The Indian army has littered Kashmir’s highlands with unexploded shells, restricting available grazing land and causing the death and injury of people and animals

                             The remnants of unexploded ammunition left over from military exercises have killed 63 people so far, a state government inquiry revealed last year. Other estimates put this number much higher. (Photo by Athar Parvaiz)

Unexploded shells have killed 63 people so far, a state government inquiry revealed last year. Other estimates put this number much higher. (Photo by Athar Parvaiz)

Shepherds in the Indian-controlled part of Kashmir are struggling to find enough grazing land for their animals because of the large military presence in the region. The Indian army has taken over much of the region’s prime grazing ground, making it inaccessible for livestock farmers.

Tosamaidan is one such pasture. The vast meadow, located about 70 miles west of Kashmir’s summer capital Srinagar, has become deadly for shepherds and their animals since it was turned into a training ground for the Indian army. The remnants of unexploded ammunition left over from military exercises have killed sixty-three people so far, a state government inquiry revealed last year.

Before 1964, when the land was leased by Kashmir’s government to the Indian army, Tosamaidan had served as a pasture for hundreds of years.

Kashmir has seen a heavy military presence since the state was partitioned between India and Pakistan at the end of British rule in 1947. Roughly a third of modern-day Kashmir is administered by Pakistan while the rest is under Indian control. Kashmiris living on the Indian side rose up in arms in 1989 in an insurgency that peaked in the mid-1990s and continues today, though with less intensity.

India’s Ministry of Defence says the army currently occupies 28,840 hectares of land in Kashmir, while the Kashmir state government claims the army has occupied 53,353 hectares of land, the majority of it illegally.

Restricted movement in some highland pastures is one of the major challenges facing the livestock industry, according to a report from Kashmir’s animal and sheep husbandry department. Lack of good grazing land means animals cannot get the nutrients they need. Herders are already losing pastureland to massive urban development and encroachment of grazing land.  “In comparison to the national availability of 1.0 hectares to one livestock, only 0.4 hectares is available in the state of Jammu and Kashmir, as most of the areas are inaccessible,” a department report says.

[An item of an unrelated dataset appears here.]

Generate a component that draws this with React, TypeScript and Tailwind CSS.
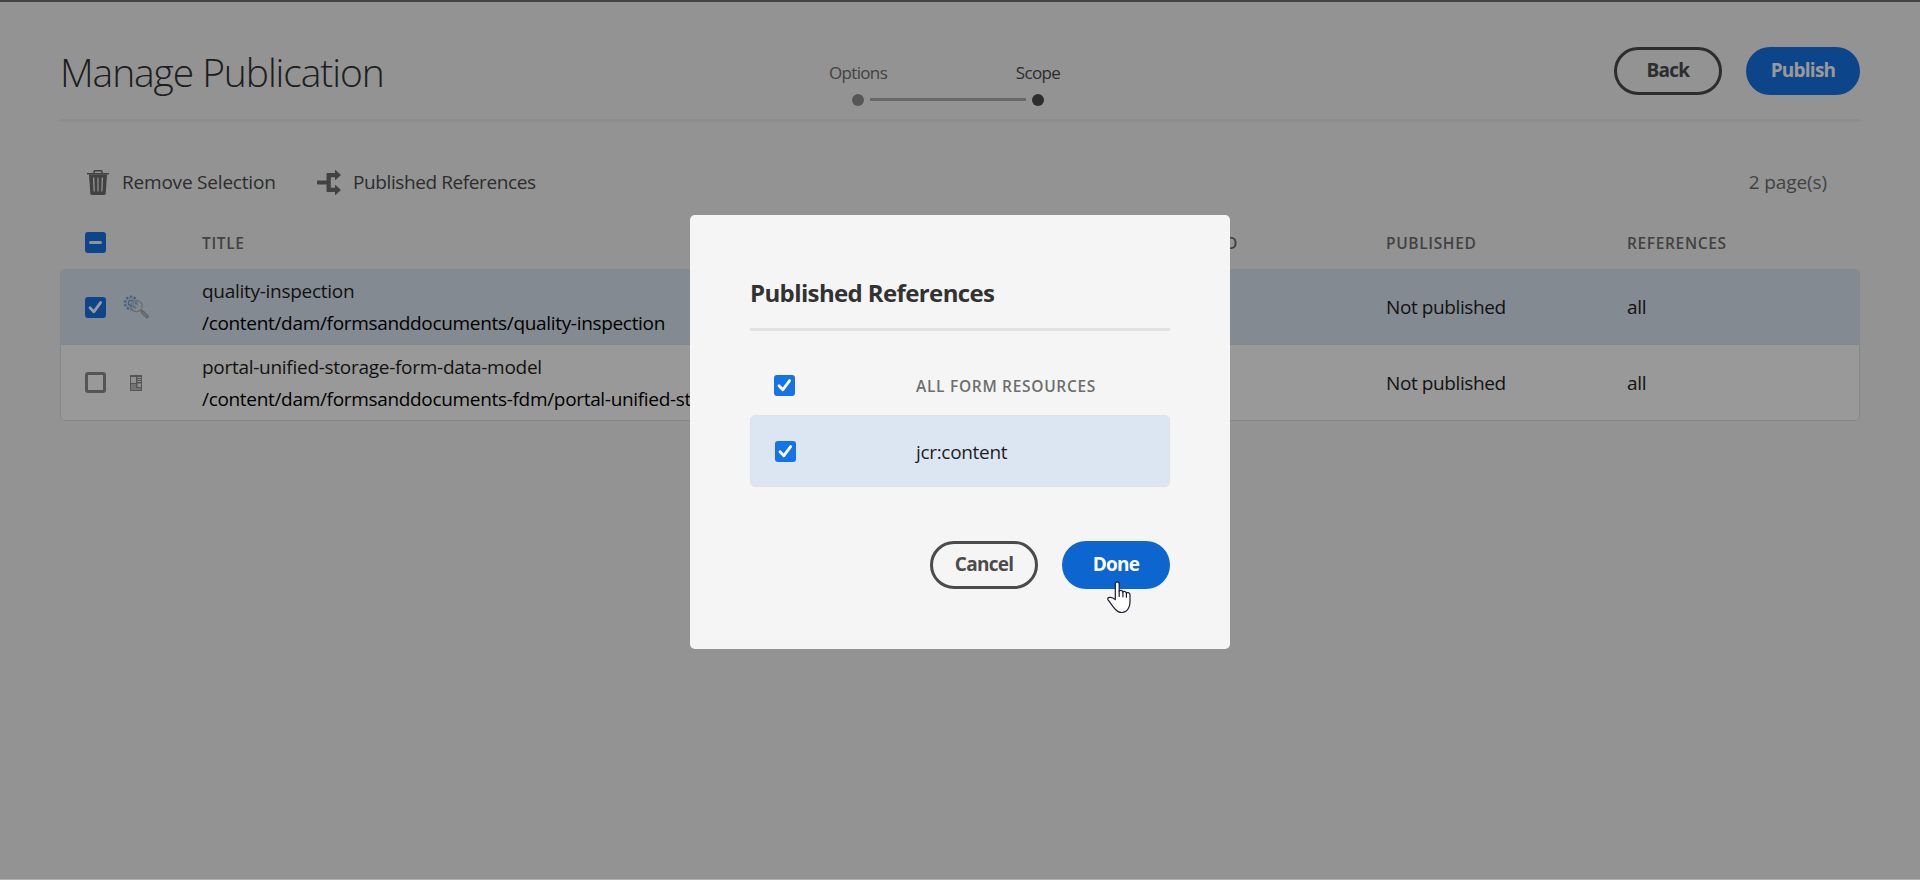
import React from "react";

const rows = [
  {
    title: "quality-inspection",
    path: "/content/dam/formsanddocuments/quality-inspection",
    published: "Not published",
    references: "all",
    selected: true,
  },
  {
    title: "portal-unified-storage-form-data-model",
    path: "/content/dam/formsanddocuments-fdm/portal-unified-storage-form-data-model",
    published: "Not published",
    references: "all",
    selected: false,
  },
];

function Checkbox({ state }: { state: "on" | "off" | "mixed" }) {
  if (state === "off") {
    return <span className="block size-[21px] rounded-[3px] border-3 border-[#8e8e8e]" />;
  }
  return (
    <span className="flex size-[21px] items-center justify-center rounded-[3px] bg-[#1473e6]">
      {state === "mixed" ? (
        <span className="h-[3px] w-[13px] rounded-full bg-[#f5f5f5]" />
      ) : (
        <svg viewBox="0 0 21 21" className="size-[21px]" fill="none">
          <path d="M5 10.8 L8.8 14.8 L15.6 5.6" stroke="white" strokeWidth="2.8" strokeLinecap="round" strokeLinejoin="round" />
        </svg>
      )}
    </span>
  );
}

function TrashIcon() {
  return (
    <svg viewBox="0 0 22 25" className="h-[25px] w-[22px]" fill="#6e6e6e">
      <path d="M0 3h6.3V1.6C6.3.6 7 0 8 0h6c1 0 1.700.6 1.700 1.600V3H22v1.500H0z M7.800 3h6.400V1.500H7.800z" fillRule="evenodd" />
      <path
        d="M2 4.500h18l-1.300 19.100c-.1.800-.6 1.400-1.500 1.400H4.800c-.9 0-1.400-.6-1.500-1.400z M5.900 7.500l.7 14h1.200l-.5-14z M10.400 7.500v14h1.200v-14z M14.700 7.500l-.5 14h1.200l.7-14z"
        fillRule="evenodd"
      />
    </svg>
  );
}

function BranchIcon() {
  return (
    <svg viewBox="0 0 24 25" className="h-[25px] w-6" fill="#6e6e6e">
      <path d="M1 10.500h8.500V4c0-.6.4-1 1-1H18V0.300c0-.3.3-.4.5-.2L24 5l-5.500 5c-.2.200-.5.100-.5-.200V7.200h-4.200v10.600H18v-2.600c0-.3.3-.4.5-.2L24 20l-5.500 4.900c-.2.200-.5.100-.5-.2V22h-7.500c-.6 0-1-.4-1-1v-6.500H1c-.6 0-1-.4-1-1v-2c0-.6.4-1 1-1z" />
    </svg>
  );
}

function InspectIcon() {
  return (
    <svg viewBox="0 0 26 24" className="h-6 w-[26px]" fill="none">
      <circle cx="8" cy="8" r="6.300" stroke="#6f9fd8" strokeWidth="2.200" strokeDasharray="2.200 1.760" />
      <circle cx="8" cy="8" r="5" stroke="#8fb4e0" strokeWidth="0.900" />
      <circle cx="8" cy="8" r="2.600" stroke="#6f9fd8" strokeWidth="1.200" />
      <circle cx="13.500" cy="11" r="5.700" fill="#dce2ea" fillOpacity="0.55" stroke="#b4b8bf" strokeWidth="1.300" />
      <path d="M7.500 10.500 L12.500 12.500 M12.500 7.500 L13.500 10" stroke="#5c93d6" strokeWidth="1.200" strokeDasharray="1.600 1" />
      <path d="M17.500 15 L19.500 17" stroke="#a0a3a8" strokeWidth="1.500" />
      <path d="M19.500 17 L24 21.500" stroke="#a3a6ab" strokeWidth="3.600" strokeLinecap="round" />
      <path d="M19.700 17.200 L23.800 21.300" stroke="#c3c6ca" strokeWidth="1.200" strokeLinecap="round" />
    </svg>
  );
}

function FormIcon() {
  return (
    <svg viewBox="0 0 12 16" className="h-4 w-3">
      <path d="M0 0h12v16H0z" fill="#8e8e8e" />
      <path
        d="M1 2h5v6H1z M7.500 2H11v1H7.500z M7.500 4H11v1H7.500z M7.500 6H11v1H7.500z M7.500 8.500H11V12H7.500z M1 9.500h5v1H1z M1 11.500h5v1H1z M1 13.500h10v1H1z"
        fill="#f2f2f2"
      />
    </svg>
  );
}

function HandCursor() {
  return (
    <svg viewBox="0 0 26 34" className="pointer-events-none absolute top-10 left-[45px] h-[34px] w-[26px]">
      <path
        d="M8.300 3c0-2.800 3.900-2.800 3.900 0v7.200c1.200-1.600 3.300-.8 3.700.9 1.200-1.300 3.100-.7 3.500.9 1.500-1 3.600-.2 3.600 2V21c0 2.500-.5 4.200-1.300 5.800C20.300 29.800 18 31.500 14.700 31.500c-3 0-5-1.600-6.800-3.700C5.500 25 3.500 22 1.200 19.200.5 18.200.6 17 1.600 16.600c2.400-.7 5 .4 6.700 2.100z"
        fill="white"
        stroke="#1b1b2e"
        strokeWidth="1.200"
        strokeLinejoin="round"
      />
      <path d="M12.200 10v5.500 M15.900 11v4.800 M19.400 12v4.200" stroke="#1b1b2e" strokeWidth="1.200" strokeLinecap="round" />
    </svg>
  );
}

export default function App() {
  return (
    <div className="relative h-[880px] w-[1920px] overflow-hidden bg-[#f5f5f5] font-['Open_Sans','Noto_Sans',sans-serif] text-[19px] leading-8 tracking-[-0.32px] text-[#323232]">
      <div className="h-0.5 bg-[#727272]" />
      <div className="px-[60px]">
        <header className="flex h-[120px] items-start justify-between border-b-3 border-[#ececec]">
          <h1 className="w-[740px] pt-[42px] text-[39px] leading-[56px] font-light tracking-[-1.1px]">Manage Publication</h1>
          <div className="flex flex-1 justify-start pt-[57px] text-[17px] leading-7 tracking-[-0.65px]">
            <div className="flex w-[116px] flex-col items-center text-[#6e6e6e]">
              <span>Options</span>
              <span className="mt-[7px] size-3 rounded-full bg-[#909090]" />
            </div>
            <span className="mx-[-46px] mt-[39px] h-[3px] w-[156px] bg-[#b0b0b0]" />
            <div className="flex w-[116px] flex-col items-center text-[#4b4b4b]">
              <span>Scope</span>
              <span className="mt-[7px] size-3 rounded-full bg-[#4b4b4b]" />
            </div>
          </div>
          <div className="flex gap-6 pt-[45px] font-bold tracking-[-0.75px]">
            <button className="h-12 w-[108px] rounded-full border-3 border-[#4b4b4b] pb-0.5 leading-10 text-[#4b4b4b]">Back</button>
            <button className="h-12 w-[114px] rounded-full bg-[#1473e6] pb-0.5 leading-[46px] text-white">Publish</button>
          </div>
        </header>

        <div className="flex items-center pt-11 pr-[33px] pl-[27px]">
          <TrashIcon />
          <span className="ml-[13px] w-[195px] tracking-[-0.2px] text-[#4b4b4b]">Remove Selection</span>
          <BranchIcon />
          <span className="ml-3 flex-1 tracking-[-0.4px] text-[#4b4b4b]">Published References</span>
          <span className="tracking-[-0.1px] text-[#6e6e6e]">2 page(s)</span>
        </div>

        <div className="flex h-[71px] items-center pt-[18px] pl-[25px] text-[15.5px] font-semibold tracking-[0.65px] text-[#6e6e6e]">
          <div className="w-[117px]">
            <Checkbox state="mixed" />
          </div>
          <div className="w-[944px]">TITLE</div>
          <div className="mr-[148px] w-[92px] text-right">MODIFIED</div>
          <div className="w-[241px]">PUBLISHED</div>
          <div>REFERENCES</div>
        </div>

        <div className="divide-y divide-[#e1e1e1] overflow-hidden rounded-[5px] border border-[#e1e1e1]">
          {rows.map((row) => (
            <div key={row.title} className={row.selected ? "flex h-[75px] items-center bg-[#dce6f2] pl-6" : "flex h-[75px] items-center bg-white pl-6"}>
              <div className="w-[38px]">
                <Checkbox state={row.selected ? "on" : "off"} />
              </div>
              <div className="flex w-[26px] justify-center">{row.selected ? <InspectIcon /> : <FormIcon />}</div>
              <div className="ml-[53px] w-[1184px] whitespace-nowrap">
                <p className="tracking-[-0.28px] text-[#1e1e1e]">{row.title}</p>
                <p className="text-black">{row.path}</p>
              </div>
              <div className="w-[241px] tracking-[-0.4px] text-[#1e1e1e]">{row.published}</div>
              <div className="text-[#1e1e1e]">{row.references}</div>
            </div>
          ))}
        </div>
      </div>

      <div className="absolute inset-x-0 top-0 flex h-[879px] items-start justify-center bg-black/40 pt-[215px]">
        <div role="dialog" className="h-[434px] w-[540px] rounded-[5px] bg-[#f5f5f5] px-[60px] pt-[60px] text-[#323232]">
          <h2 className="h-14 border-b-3 border-[#e1e1e1] text-[24px] leading-9 font-bold tracking-[-0.62px]">Published References</h2>
          <div className="mt-[38px] flex h-[46px] items-center pb-[14px] pl-6 text-[15.5px] font-semibold text-[#6e6e6e]">
            <div className="w-[142px]">
              <Checkbox state="on" />
            </div>
            <span className="pt-0.5 tracking-[0.7px]">ALL FORM RESOURCES</span>
          </div>
          <div className="flex h-[72px] items-center rounded-[5px] border border-[#e1e1e1] bg-[#dce6f2] pl-6">
            <div className="w-[141px]">
              <Checkbox state="on" />
            </div>
            <span className="pt-0.5 text-[#1e1e1e]">jcr:content</span>
          </div>
          <div className="mt-[54px] flex justify-end gap-6 font-bold tracking-[-0.75px]">
            <button className="h-12 w-[108px] rounded-full border-3 border-[#4b4b4b] pb-0.5 leading-10 text-[#4b4b4b]">Cancel</button>
            <div className="relative">
              <button className="h-12 w-[108px] rounded-full bg-[#0d66d0] pb-0.5 leading-[46px] text-white">Done</button>
              <HandCursor />
            </div>
          </div>
        </div>
      </div>
      <div className="absolute inset-x-0 bottom-0 h-px bg-[#b0b0b0]" />
    </div>
  );
}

Tosamaidan was a prime grazing ground for sheep, goats and cattle in the past. “More than 25% of Kashmir’s sheep population used to graze in this huge meadow, which has not only become difficult now, but highly hazardous as well,” said an official from the animal husbandry department. Hundreds of animals have been killed by the shells, he added.

“Our elders say that the grass of Tosamaidan was known for its uniqueness among shepherds who would come from far-off areas,” Fayaz Malik, a local shepherd told the thethirdpole.net.

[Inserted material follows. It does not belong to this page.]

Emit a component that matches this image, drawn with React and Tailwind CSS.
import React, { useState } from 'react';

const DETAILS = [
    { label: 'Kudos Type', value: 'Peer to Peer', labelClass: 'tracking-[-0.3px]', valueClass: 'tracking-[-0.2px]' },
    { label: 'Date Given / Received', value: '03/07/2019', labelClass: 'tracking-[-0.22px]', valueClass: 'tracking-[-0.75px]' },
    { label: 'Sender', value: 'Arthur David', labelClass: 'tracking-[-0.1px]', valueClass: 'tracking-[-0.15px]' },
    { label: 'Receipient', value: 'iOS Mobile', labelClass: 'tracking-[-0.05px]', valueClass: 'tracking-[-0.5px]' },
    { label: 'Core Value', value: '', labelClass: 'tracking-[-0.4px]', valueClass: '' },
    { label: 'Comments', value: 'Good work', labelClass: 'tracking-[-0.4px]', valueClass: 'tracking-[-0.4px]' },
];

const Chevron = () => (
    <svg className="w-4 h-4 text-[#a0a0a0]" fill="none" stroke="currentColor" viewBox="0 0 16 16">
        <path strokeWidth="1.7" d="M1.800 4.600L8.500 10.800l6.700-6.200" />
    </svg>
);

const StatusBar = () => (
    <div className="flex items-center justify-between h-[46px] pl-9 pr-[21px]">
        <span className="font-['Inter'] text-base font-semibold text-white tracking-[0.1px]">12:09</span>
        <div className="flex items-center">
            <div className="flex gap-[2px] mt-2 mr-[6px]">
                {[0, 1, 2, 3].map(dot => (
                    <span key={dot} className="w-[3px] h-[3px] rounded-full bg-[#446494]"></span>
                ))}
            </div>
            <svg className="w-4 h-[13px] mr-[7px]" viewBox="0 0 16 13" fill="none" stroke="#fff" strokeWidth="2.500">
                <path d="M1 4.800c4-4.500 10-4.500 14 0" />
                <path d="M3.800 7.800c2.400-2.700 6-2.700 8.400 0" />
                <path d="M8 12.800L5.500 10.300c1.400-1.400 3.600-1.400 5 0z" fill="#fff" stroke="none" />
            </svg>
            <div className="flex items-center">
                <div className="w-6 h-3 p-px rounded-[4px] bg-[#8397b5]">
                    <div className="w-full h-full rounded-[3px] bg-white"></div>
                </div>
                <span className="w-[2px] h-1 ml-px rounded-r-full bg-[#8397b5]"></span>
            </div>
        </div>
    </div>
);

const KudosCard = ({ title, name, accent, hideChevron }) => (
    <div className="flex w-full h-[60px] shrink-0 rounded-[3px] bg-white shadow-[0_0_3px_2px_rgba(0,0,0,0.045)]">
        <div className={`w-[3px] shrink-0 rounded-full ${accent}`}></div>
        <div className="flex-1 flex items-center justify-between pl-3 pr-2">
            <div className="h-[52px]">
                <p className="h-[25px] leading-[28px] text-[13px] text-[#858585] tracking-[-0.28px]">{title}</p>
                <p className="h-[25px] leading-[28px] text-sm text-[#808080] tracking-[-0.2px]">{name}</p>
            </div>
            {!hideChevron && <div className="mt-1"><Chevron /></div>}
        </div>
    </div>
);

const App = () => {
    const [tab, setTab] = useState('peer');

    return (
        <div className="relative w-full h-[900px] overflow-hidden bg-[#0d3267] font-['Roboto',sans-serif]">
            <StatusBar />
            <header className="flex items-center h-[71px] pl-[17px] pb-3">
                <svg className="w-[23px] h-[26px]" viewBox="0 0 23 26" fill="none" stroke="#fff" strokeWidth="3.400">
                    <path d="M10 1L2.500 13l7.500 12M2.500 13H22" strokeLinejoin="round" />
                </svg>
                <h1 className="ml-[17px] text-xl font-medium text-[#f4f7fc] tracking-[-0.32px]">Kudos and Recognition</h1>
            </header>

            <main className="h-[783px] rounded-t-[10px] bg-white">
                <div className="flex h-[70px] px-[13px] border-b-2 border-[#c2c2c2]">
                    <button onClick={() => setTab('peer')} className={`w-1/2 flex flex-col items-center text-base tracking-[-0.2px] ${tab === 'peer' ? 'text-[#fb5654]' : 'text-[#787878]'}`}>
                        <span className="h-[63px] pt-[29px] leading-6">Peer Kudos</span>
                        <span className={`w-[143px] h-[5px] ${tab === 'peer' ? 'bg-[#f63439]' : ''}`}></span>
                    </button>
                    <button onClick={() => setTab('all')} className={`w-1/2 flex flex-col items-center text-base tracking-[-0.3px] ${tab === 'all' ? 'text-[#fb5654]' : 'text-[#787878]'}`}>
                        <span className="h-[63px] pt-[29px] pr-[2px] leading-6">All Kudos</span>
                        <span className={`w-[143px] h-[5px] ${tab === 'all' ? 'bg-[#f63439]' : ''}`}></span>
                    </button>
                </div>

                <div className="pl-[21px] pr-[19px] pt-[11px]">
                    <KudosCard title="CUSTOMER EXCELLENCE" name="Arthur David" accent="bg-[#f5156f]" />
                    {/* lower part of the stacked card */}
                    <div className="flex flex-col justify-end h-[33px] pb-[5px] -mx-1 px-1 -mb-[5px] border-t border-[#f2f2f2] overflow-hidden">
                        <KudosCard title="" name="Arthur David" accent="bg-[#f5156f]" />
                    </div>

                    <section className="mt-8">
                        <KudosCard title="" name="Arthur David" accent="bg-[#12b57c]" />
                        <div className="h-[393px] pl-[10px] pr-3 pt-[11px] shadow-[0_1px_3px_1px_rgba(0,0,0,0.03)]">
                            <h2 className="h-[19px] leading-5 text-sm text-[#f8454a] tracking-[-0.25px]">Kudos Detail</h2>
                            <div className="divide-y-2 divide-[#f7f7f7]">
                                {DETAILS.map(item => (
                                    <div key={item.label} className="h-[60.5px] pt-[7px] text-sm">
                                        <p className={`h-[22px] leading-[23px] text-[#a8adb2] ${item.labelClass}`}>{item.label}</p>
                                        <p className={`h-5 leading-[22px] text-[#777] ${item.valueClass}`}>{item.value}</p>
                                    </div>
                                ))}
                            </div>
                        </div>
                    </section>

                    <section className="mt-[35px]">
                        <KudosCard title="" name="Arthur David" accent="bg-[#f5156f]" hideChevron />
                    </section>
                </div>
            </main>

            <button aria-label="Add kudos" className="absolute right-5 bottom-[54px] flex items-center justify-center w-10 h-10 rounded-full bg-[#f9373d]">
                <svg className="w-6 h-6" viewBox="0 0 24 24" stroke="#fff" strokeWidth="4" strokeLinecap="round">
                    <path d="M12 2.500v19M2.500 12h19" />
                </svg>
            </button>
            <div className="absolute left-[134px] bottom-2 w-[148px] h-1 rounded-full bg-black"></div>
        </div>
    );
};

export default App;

The army lease came to an end in April this year. However, the troops have continued to use it, despite massive protests by the residents of 30 adjoining villages.

                            Most of Kashmir's highland pastures witness heavy troop mobilisation (Photo by Athar Parvaiz )

Most of Kashmir’s highland pastures witness heavy troop mobilisation (Photo by Athar Parvaiz )

The villagers want to stop the Indian army from renewing their lease. They complain military exercises near their homes have resulted in heavy casualties and maiming of hundreds of villagers over the past years and hampered agricultural and livestock activities and destroyed any chances of developing tourism.

If it had not become a firing range, the pasture could have been a sought-after tourist destination like Gulmarg close by.

In a fresh incident in May this year, a young girl died instantly and her brother lost his legs after they stumbled on a live shell. A few years back, three young children were killed after mistaking a live shell for a toy.

Villagers have been able to garner support from human rights activists and both pro-India and pro-freedom Kashmiri politicians. They say that the number of people maimed and killed by unexploded fire arms in the area is much higher than the official figure.

Syed Atta Hasnain, a former general of the Indian army in Kashmir, wrote in a recent article: “On paper these are exclusion zones where no civilians are permitted but the reality is something else.” Children of shepherds, he points out, are usually the most vulnerable as they play in the areas vacated by the army and inadvertently set off the unexploded munitions.

Hasnain says the army removes and destroys unexploded weapons “but carelessness can sometimes lead to such munitions being left behind although clearance is invariably obtained from the local police before the army units depart.” This claim is strongly refuted by local people: “If this is true then so many people and animals would not have got killed,” says Malik.

Last month, Kashmir’s forest department demanded that Tosamaidan should be declared an eco-sensitive zone so that it could be handed over to the wildlife department. An inspection report of the department has revealed that thousands of trees have also been damaged as a result of artillery exercises in the meadow besides the loss of human lives and livestock.